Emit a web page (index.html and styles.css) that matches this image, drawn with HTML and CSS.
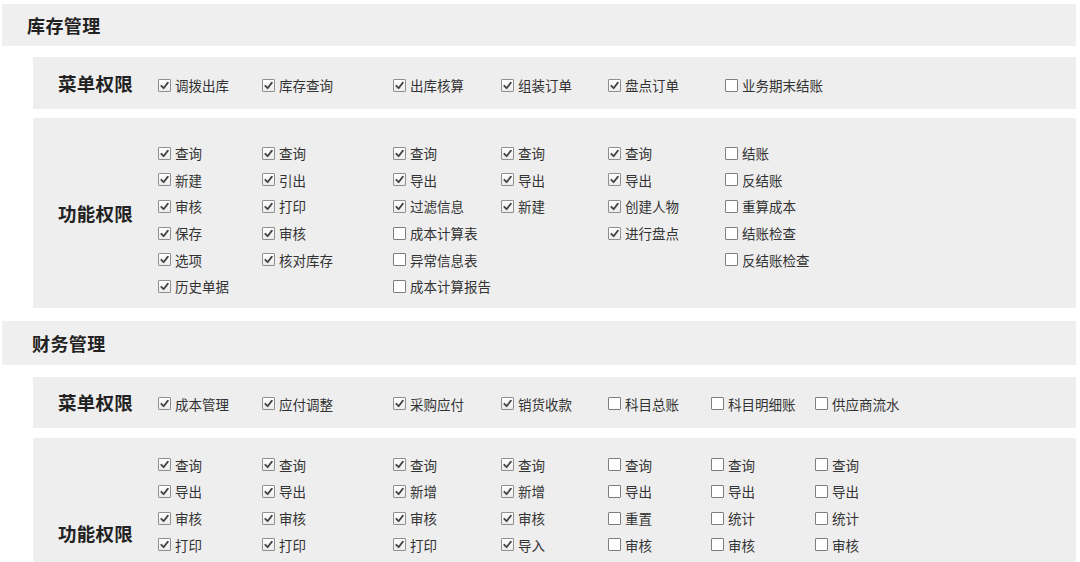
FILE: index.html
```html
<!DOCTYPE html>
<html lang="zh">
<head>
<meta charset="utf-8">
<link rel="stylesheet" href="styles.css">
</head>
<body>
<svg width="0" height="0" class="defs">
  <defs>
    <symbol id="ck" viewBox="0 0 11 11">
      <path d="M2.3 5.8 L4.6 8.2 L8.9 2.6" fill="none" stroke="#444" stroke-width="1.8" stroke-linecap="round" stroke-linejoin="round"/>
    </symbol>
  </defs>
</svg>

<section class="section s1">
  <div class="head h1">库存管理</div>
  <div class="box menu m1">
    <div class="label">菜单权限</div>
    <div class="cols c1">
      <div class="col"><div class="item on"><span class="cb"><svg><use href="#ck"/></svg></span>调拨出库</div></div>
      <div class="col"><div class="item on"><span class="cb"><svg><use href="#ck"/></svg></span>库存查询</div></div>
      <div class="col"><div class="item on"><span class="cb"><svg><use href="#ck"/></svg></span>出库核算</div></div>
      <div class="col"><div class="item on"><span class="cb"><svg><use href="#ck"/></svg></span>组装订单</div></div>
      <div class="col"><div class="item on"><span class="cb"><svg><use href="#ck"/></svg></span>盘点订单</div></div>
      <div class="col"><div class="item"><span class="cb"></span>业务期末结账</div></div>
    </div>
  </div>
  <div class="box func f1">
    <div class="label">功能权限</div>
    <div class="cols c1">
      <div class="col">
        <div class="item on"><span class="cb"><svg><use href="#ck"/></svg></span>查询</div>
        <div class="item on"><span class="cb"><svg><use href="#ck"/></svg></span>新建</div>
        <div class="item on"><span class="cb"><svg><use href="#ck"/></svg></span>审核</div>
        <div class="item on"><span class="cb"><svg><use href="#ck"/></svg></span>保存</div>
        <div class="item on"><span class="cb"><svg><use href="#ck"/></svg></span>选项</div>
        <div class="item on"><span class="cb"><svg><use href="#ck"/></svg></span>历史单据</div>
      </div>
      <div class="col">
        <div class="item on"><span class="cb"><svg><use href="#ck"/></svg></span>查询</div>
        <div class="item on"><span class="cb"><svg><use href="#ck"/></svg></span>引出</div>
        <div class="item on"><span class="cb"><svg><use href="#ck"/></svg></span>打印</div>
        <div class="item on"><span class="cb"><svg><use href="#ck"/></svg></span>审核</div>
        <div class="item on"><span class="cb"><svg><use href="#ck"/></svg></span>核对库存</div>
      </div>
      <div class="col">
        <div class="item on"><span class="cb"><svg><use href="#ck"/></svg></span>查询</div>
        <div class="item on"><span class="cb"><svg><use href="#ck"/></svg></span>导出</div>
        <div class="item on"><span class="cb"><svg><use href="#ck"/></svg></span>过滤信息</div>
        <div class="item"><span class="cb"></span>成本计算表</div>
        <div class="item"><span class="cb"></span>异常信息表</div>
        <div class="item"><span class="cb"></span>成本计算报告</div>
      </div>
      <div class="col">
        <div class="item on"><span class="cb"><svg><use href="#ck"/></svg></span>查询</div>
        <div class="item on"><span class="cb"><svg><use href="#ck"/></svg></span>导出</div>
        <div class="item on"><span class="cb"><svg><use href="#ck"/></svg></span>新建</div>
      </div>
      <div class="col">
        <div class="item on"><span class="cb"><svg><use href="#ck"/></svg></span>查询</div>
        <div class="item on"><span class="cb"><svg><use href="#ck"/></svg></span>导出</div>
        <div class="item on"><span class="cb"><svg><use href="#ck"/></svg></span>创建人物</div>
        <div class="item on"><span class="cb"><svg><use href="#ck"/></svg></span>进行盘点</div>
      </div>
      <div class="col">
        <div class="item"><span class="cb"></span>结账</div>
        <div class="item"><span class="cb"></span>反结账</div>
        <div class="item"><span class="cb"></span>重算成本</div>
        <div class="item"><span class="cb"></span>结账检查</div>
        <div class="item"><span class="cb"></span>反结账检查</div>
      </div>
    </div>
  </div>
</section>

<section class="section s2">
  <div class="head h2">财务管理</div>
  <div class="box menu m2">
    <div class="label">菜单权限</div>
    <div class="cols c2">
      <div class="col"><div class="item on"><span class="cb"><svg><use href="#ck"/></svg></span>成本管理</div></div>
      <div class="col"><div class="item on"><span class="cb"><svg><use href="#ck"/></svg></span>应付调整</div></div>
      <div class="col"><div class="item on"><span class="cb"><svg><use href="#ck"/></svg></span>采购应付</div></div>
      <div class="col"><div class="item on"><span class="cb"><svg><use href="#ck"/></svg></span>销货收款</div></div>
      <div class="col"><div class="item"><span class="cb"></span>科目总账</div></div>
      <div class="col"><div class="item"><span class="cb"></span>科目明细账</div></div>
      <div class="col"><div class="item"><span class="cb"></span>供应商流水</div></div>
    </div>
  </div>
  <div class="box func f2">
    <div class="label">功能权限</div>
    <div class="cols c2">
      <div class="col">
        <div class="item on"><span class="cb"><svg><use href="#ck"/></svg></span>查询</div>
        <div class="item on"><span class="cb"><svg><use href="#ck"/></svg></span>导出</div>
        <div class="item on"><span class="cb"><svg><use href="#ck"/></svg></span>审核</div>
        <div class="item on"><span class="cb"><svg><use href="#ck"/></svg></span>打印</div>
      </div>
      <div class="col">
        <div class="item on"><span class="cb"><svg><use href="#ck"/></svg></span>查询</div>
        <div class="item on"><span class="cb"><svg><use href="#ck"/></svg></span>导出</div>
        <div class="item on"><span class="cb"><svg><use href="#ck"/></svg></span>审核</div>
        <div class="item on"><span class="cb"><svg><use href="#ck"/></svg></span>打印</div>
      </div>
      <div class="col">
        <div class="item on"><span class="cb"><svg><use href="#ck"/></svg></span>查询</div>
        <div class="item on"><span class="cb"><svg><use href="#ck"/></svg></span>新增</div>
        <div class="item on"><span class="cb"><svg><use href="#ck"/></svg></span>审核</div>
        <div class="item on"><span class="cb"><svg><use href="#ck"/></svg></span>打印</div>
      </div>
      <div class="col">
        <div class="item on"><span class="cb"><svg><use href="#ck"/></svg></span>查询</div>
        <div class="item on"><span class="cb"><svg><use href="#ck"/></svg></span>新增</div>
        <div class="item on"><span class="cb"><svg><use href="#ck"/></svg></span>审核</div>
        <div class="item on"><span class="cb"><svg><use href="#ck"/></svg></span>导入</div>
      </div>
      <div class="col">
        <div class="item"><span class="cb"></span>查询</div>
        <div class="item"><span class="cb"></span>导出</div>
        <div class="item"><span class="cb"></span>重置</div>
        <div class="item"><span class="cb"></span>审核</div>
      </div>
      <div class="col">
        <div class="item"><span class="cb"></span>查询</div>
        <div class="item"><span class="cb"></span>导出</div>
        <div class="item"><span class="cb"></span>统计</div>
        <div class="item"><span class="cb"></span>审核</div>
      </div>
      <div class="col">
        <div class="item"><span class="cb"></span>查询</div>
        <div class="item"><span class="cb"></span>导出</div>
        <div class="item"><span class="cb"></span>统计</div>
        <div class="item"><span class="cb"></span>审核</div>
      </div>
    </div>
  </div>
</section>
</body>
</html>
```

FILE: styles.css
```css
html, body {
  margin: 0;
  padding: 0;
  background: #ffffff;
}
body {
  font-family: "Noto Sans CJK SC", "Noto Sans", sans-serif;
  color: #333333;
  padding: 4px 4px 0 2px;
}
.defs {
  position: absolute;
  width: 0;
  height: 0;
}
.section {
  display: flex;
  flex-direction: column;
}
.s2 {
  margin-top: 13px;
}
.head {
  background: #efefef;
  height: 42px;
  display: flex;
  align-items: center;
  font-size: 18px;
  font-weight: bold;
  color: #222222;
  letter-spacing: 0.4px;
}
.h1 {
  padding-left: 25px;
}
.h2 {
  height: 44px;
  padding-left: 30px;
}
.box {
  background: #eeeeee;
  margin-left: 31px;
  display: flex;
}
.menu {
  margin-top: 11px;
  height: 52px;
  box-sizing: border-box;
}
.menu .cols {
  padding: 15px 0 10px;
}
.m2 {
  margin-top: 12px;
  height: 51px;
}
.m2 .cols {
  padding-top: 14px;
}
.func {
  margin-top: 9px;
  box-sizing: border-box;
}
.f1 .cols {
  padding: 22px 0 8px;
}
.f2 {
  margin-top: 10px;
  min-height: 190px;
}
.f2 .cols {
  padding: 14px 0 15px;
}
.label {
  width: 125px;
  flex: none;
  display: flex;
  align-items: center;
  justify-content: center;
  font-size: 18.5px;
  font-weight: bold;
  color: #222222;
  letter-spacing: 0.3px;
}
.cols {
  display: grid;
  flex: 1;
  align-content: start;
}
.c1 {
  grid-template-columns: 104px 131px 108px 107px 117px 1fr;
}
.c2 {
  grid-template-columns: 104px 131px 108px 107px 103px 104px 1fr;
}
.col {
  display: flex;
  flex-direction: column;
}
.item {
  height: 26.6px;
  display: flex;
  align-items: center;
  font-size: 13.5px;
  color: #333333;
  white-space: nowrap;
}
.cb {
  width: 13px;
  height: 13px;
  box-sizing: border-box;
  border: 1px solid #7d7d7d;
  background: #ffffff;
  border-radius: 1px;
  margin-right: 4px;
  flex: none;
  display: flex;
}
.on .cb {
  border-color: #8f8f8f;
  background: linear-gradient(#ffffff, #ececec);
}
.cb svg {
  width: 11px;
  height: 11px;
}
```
====
Collect, from the material above, every line containing the word "index".

(Exercise result)
Emit a web page (index.html and styles.css) that matches this image, drawn with HTML and CSS.
FILE: index.html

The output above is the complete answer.